Create Greenway Trails to Get Your Community On the Move

By Jessica Royer Ocken


How Greenway Trails Work

Some of the most successful greenway trails these days are created using inactive rail lines, Storck said. "[Rail lines] are very practical and sensible and are already bookended by cities or urban areas," she explained. And they likely have some nice, flat, grassy space around them where a paved or unpaved trail could be installed. The original point of such railroad tracks was transportation from one city to another—or perhaps even to various points within a larger city—so the connectivity is built in. The High Line, a trail created on an old elevated freight line on Manhattan's west side in New York City, is a great example of using old railway lines to create green space and functional trails through a very urban area. (Visit www.thehighline.org for more information.)

Experts report that another current greenway trend is connecting trails across larger regions to create alternative transportation pathways—so commuters from the suburbs could bike to work, rather than drive or compete with cars on the roads, or so dedicated hikers and campers could visit all the state parks in an area without needing the highway to get there. Iowa is just finishing up a project like this, Crawford reported. (Visit www.inhf.org/iowa-trails.cfm for more information on Iowa's extensive system of trails.) For projects that cover a larger area, consider your "ability to capitalize on utility transmission corridors," he suggested. The grassy, open areas beneath overhead lines already do a great job of cutting a clear, relatively straight path from one municipality to the next.

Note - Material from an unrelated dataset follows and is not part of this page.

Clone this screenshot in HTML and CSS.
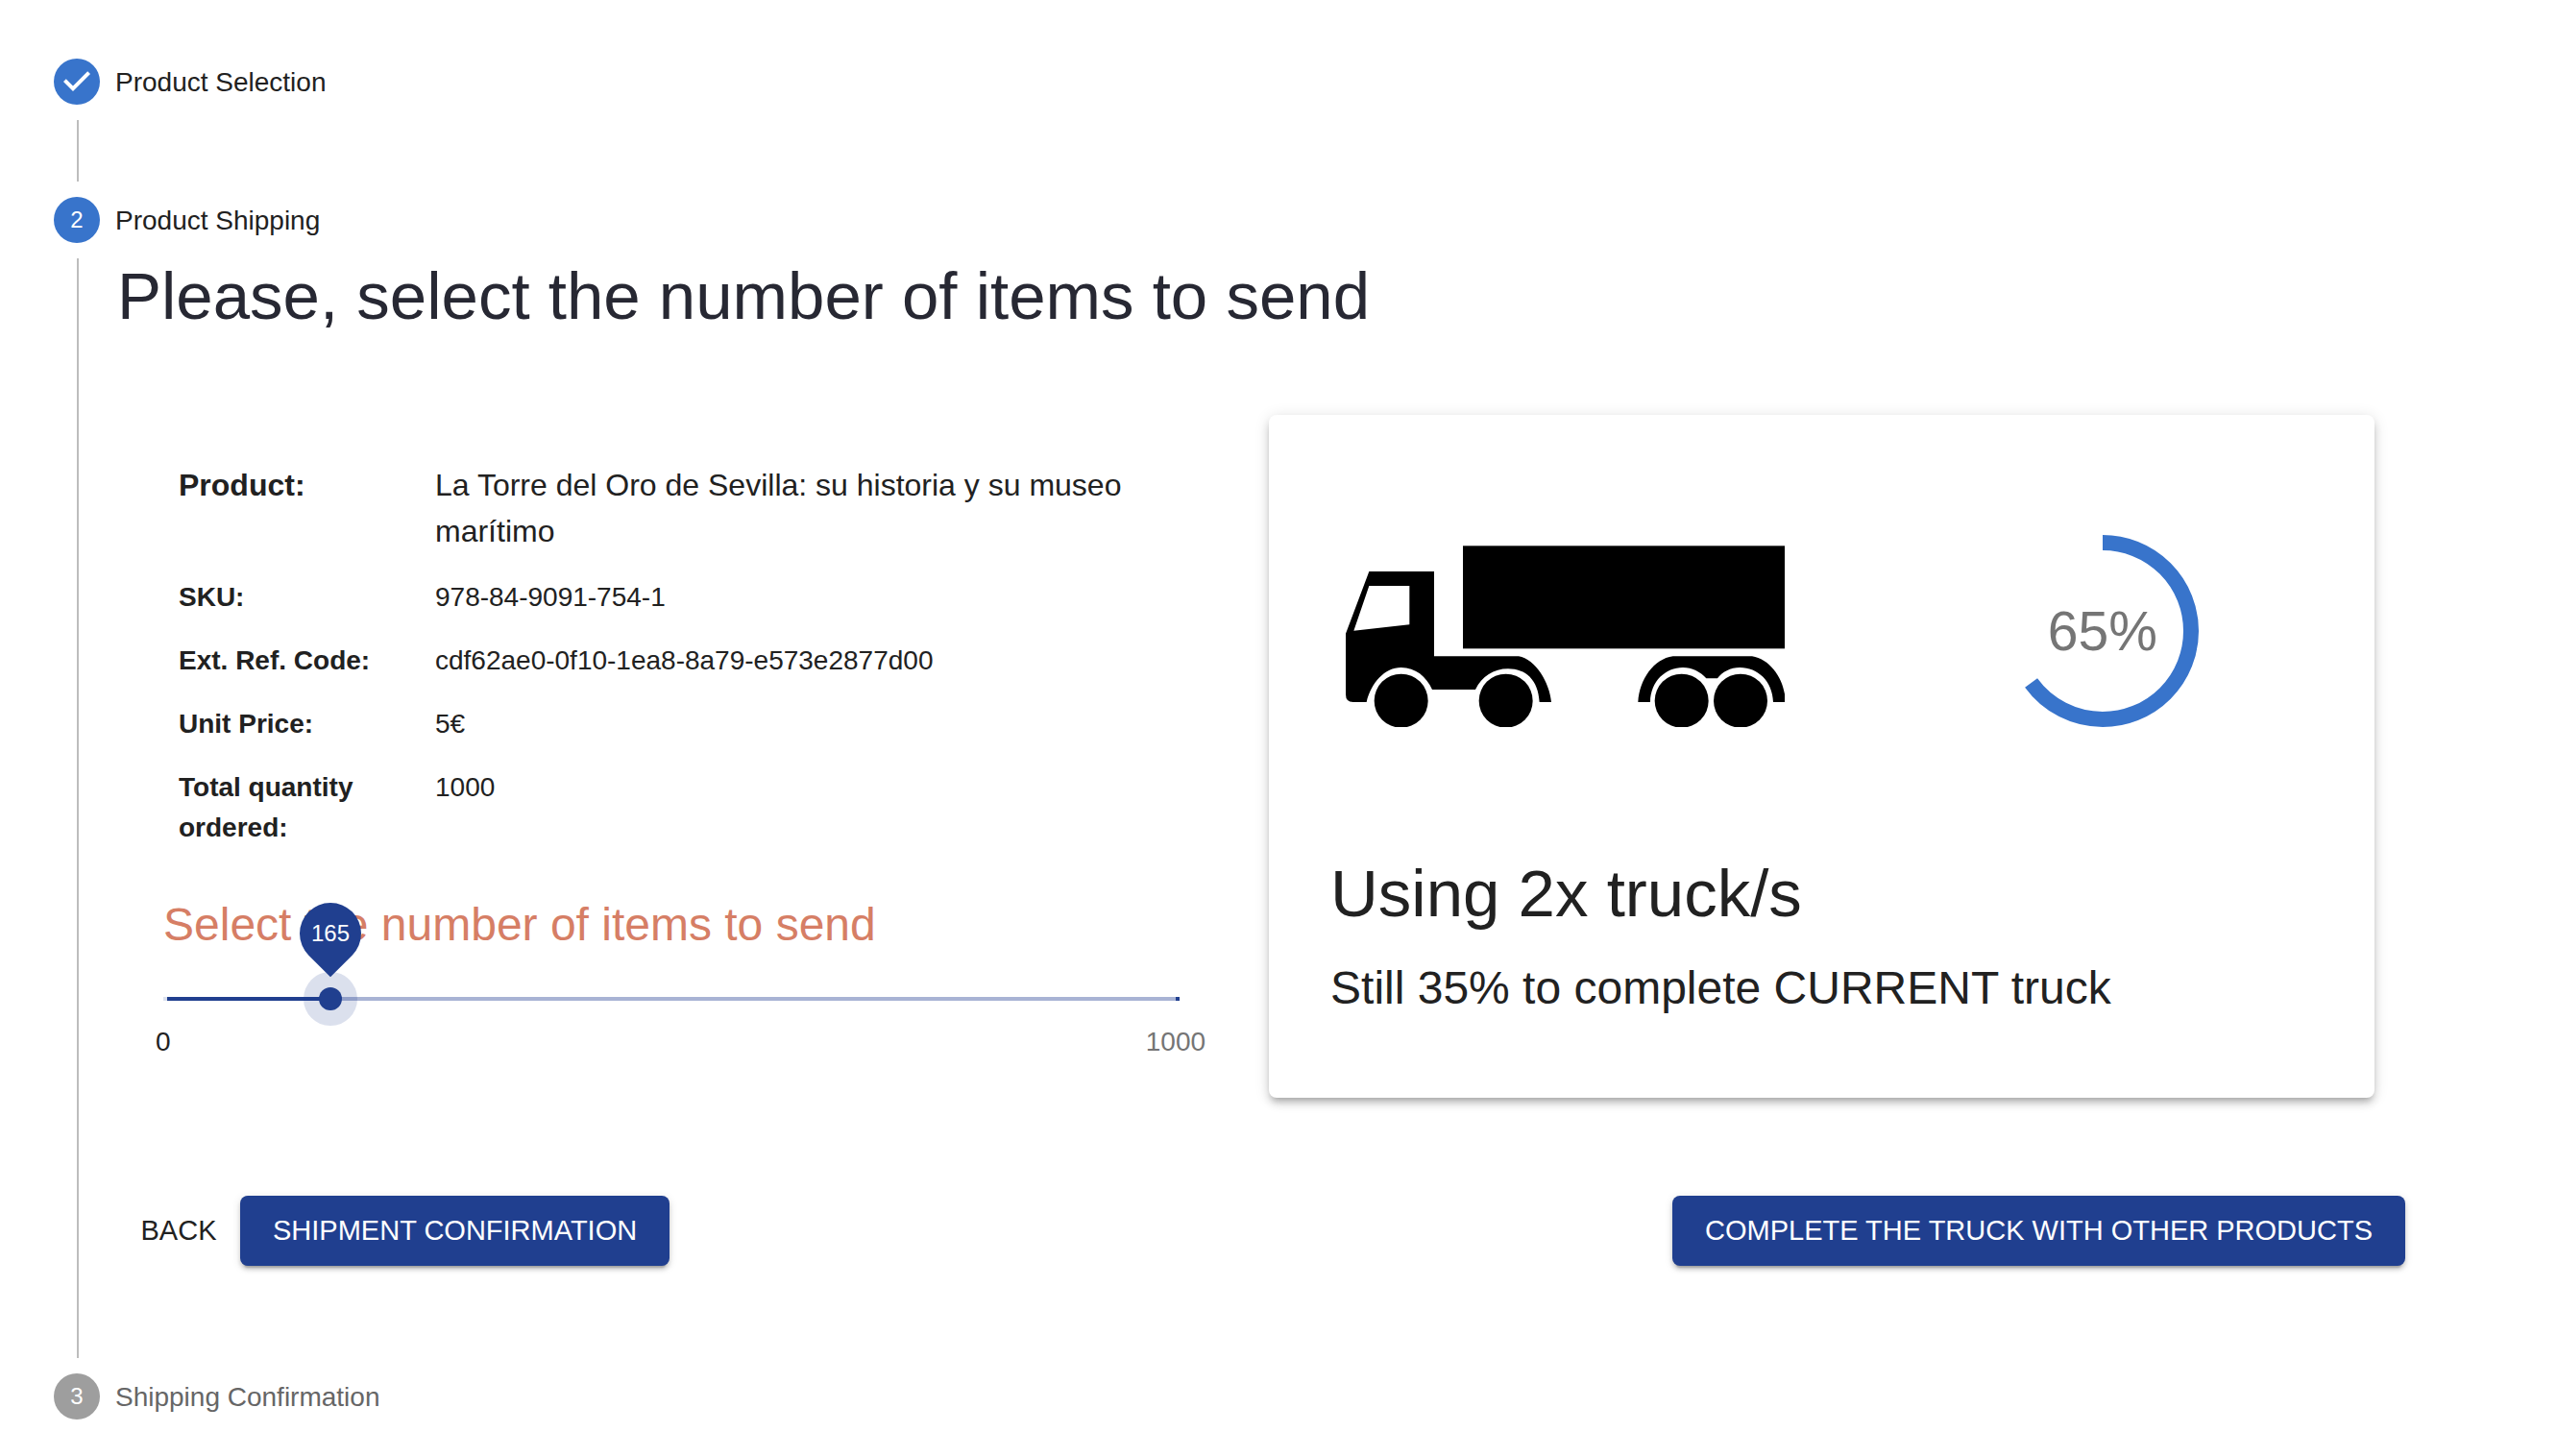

And, as mentioned previously, the area alongside a stream or river also makes a great path for a greenway trail. "The most proactive approach to developing a greenway is to have a city, county or state agency acquire land along drainage ways, creeks and streams," Crawford said. Because it's easily flooded, this land has limited development potential anyway, so it makes sense to purchase it (perhaps with federal or state grant money) and preserve it for public use and wildlife conservation. If your community is already well-established and developed, the process of acquiring land may be a bit more challenging. But, it's still worth the effort. Perhaps you can re-acquire previously developed land and work to clean it up and return it to a more natural state.

You may also need to coordinate with private landowners or with an assortment of local governments as you work to map out your greenway and gain access to the land you need. (More on this below.) But, if you consult with your community along the way, you may just get some help with this part of the job. In many cases, nonprofit groups—like Chicago Wilderness (www.chicagowilderness.org) along the southern tip of Lake Michigan—"work with municipalities, park districts and recreation departments to help identify potential land holdings to purchase and protect for increasing length and size of greenway corridors," Howard said. The North Central Texas Council of Governments (NCTCOG) has been fostering a regional veloweb (a series of connected cycling trails) that links 16 counties and 117 cities in North Texas, Cowan reported.